**Short task:** Write out the listing below exactly, and omit any images you find in it.

[Provided data start]

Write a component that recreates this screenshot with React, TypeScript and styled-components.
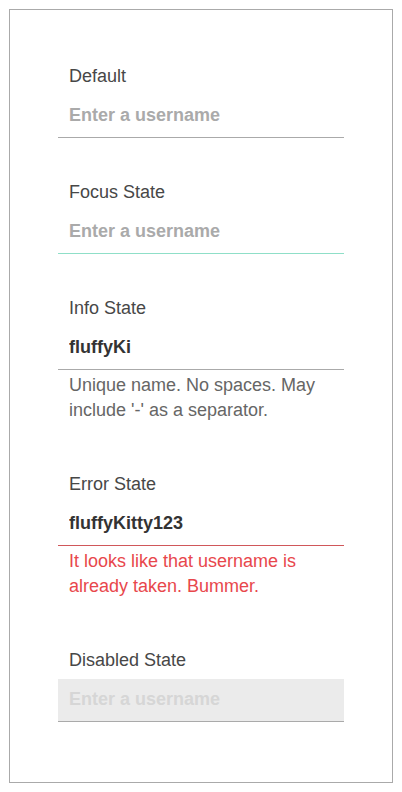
import styled, { createGlobalStyle, css } from "styled-components";

type Variant = "default" | "focus" | "info" | "error" | "disabled";

const GlobalStyle = createGlobalStyle`
  html, body {
    margin: 0;
    padding: 0;
    background: #ffffff;
  }
  body {
    padding: 9px;
    font-family: "Liberation Sans", Arial, sans-serif;
  }
  * {
    box-sizing: border-box;
  }
`;

const Frame = styled.div`
  height: 774px;
  border: 1px solid #aaaaaa;
  padding: 56px 48px 0;
  display: flex;
  flex-direction: column;
`;

const Field = styled.div`
  display: flex;
  flex-direction: column;
  margin-bottom: 44px;
`;

const Label = styled.label`
  font-size: 18px;
  line-height: 21px;
  color: #474747;
  padding-left: 11px;
  margin-bottom: 8px;
`;

const lineColor = (v: Variant) => {
  if (v === "focus") return "#8fdfc8";
  if (v === "error") return "#d0575a";
  return "#aaaaaa";
};

const Input = styled.input<{ $variant: Variant }>`
  height: 43px;
  width: 100%;
  border: none;
  border-bottom: 1px solid ${(p) => lineColor(p.$variant)};
  outline: none;
  background: transparent;
  padding: 9px 11px 11px;
  font-family: "Liberation Sans", Arial, sans-serif;
  font-size: 18px;
  font-weight: 700;
  line-height: 22px;
  color: #333333;

  &::placeholder {
    color: #aaaaaa;
    opacity: 1;
  }

  ${(p) =>
    p.$variant === "disabled" &&
    css`
      background: #ebebeb;
      &::placeholder {
        color: #d6d6d6;
      }
    `}
`;

const Helper = styled.p<{ $error?: boolean }>`
  margin: 3px 0 7px;
  padding: 0 11px;
  font-size: 18px;
  line-height: 25px;
  color: ${(p) => (p.$error ? "#e8474c" : "#666666")};
`;

const fields: {
  label: string;
  variant: Variant;
  value?: string;
  helper?: string;
}[] = [
  { label: "Default", variant: "default" },
  { label: "Focus State", variant: "focus" },
  {
    label: "Info State",
    variant: "info",
    value: "fluffyKi",
    helper: "Unique name. No spaces. May include '-' as a separator.",
  },
  {
    label: "Error State",
    variant: "error",
    value: "fluffyKitty123",
    helper: "It looks like that username is already taken. Bummer.",
  },
  { label: "Disabled State", variant: "disabled" },
];

const App = () => {
  return (
    <>
      <GlobalStyle />
      <Frame>
        {fields.map((f) => (
          <Field key={f.label}>
            <Label>{f.label}</Label>
            <Input
              $variant={f.variant}
              placeholder="Enter a username"
              defaultValue={f.value}
              disabled={f.variant === "disabled"}
            />
            {f.helper && (
              <Helper $error={f.variant === "error"}>{f.helper}</Helper>
            )}
          </Field>
        ))}
      </Frame>
    </>
  );
};

export default App;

[Provided data end]

**Result of this exercise:**
Write a component that recreates this screenshot with React, TypeScript and styled-components.
import styled, { createGlobalStyle, css } from "styled-components";

type Variant = "default" | "focus" | "info" | "error" | "disabled";

const GlobalStyle = createGlobalStyle`
  html, body {
    margin: 0;
    padding: 0;
    background: #ffffff;
  }
  body {
    padding: 9px;
    font-family: "Liberation Sans", Arial, sans-serif;
  }
  * {
    box-sizing: border-box;
  }
`;

const Frame = styled.div`
  height: 774px;
  border: 1px solid #aaaaaa;
  padding: 56px 48px 0;
  display: flex;
  flex-direction: column;
`;

const Field = styled.div`
  display: flex;
  flex-direction: column;
  margin-bottom: 44px;
`;

const Label = styled.label`
  font-size: 18px;
  line-height: 21px;
  color: #474747;
  padding-left: 11px;
  margin-bottom: 8px;
`;

const lineColor = (v: Variant) => {
  if (v === "focus") return "#8fdfc8";
  if (v === "error") return "#d0575a";
  return "#aaaaaa";
};

const Input = styled.input<{ $variant: Variant }>`
  height: 43px;
  width: 100%;
  border: none;
  border-bottom: 1px solid ${(p) => lineColor(p.$variant)};
  outline: none;
  background: transparent;
  padding: 9px 11px 11px;
  font-family: "Liberation Sans", Arial, sans-serif;
  font-size: 18px;
  font-weight: 700;
  line-height: 22px;
  color: #333333;

  &::placeholder {
    color: #aaaaaa;
    opacity: 1;
  }

  ${(p) =>
    p.$variant === "disabled" &&
    css`
      background: #ebebeb;
      &::placeholder {
        color: #d6d6d6;
      }
    `}
`;

const Helper = styled.p<{ $error?: boolean }>`
  margin: 3px 0 7px;
  padding: 0 11px;
  font-size: 18px;
  line-height: 25px;
  color: ${(p) => (p.$error ? "#e8474c" : "#666666")};
`;

const fields: {
  label: string;
  variant: Variant;
  value?: string;
  helper?: string;
}[] = [
  { label: "Default", variant: "default" },
  { label: "Focus State", variant: "focus" },
  {
    label: "Info State",
    variant: "info",
    value: "fluffyKi",
    helper: "Unique name. No spaces. May include '-' as a separator.",
  },
  {
    label: "Error State",
    variant: "error",
    value: "fluffyKitty123",
    helper: "It looks like that username is already taken. Bummer.",
  },
  { label: "Disabled State", variant: "disabled" },
];

const App = () => {
  return (
    <>
      <GlobalStyle />
      <Frame>
        {fields.map((f) => (
          <Field key={f.label}>
            <Label>{f.label}</Label>
            <Input
              $variant={f.variant}
              placeholder="Enter a username"
              defaultValue={f.value}
              disabled={f.variant === "disabled"}
            />
            {f.helper && (
              <Helper $error={f.variant === "error"}>{f.helper}</Helper>
            )}
          </Field>
        ))}
      </Frame>
    </>
  );
};

export default App;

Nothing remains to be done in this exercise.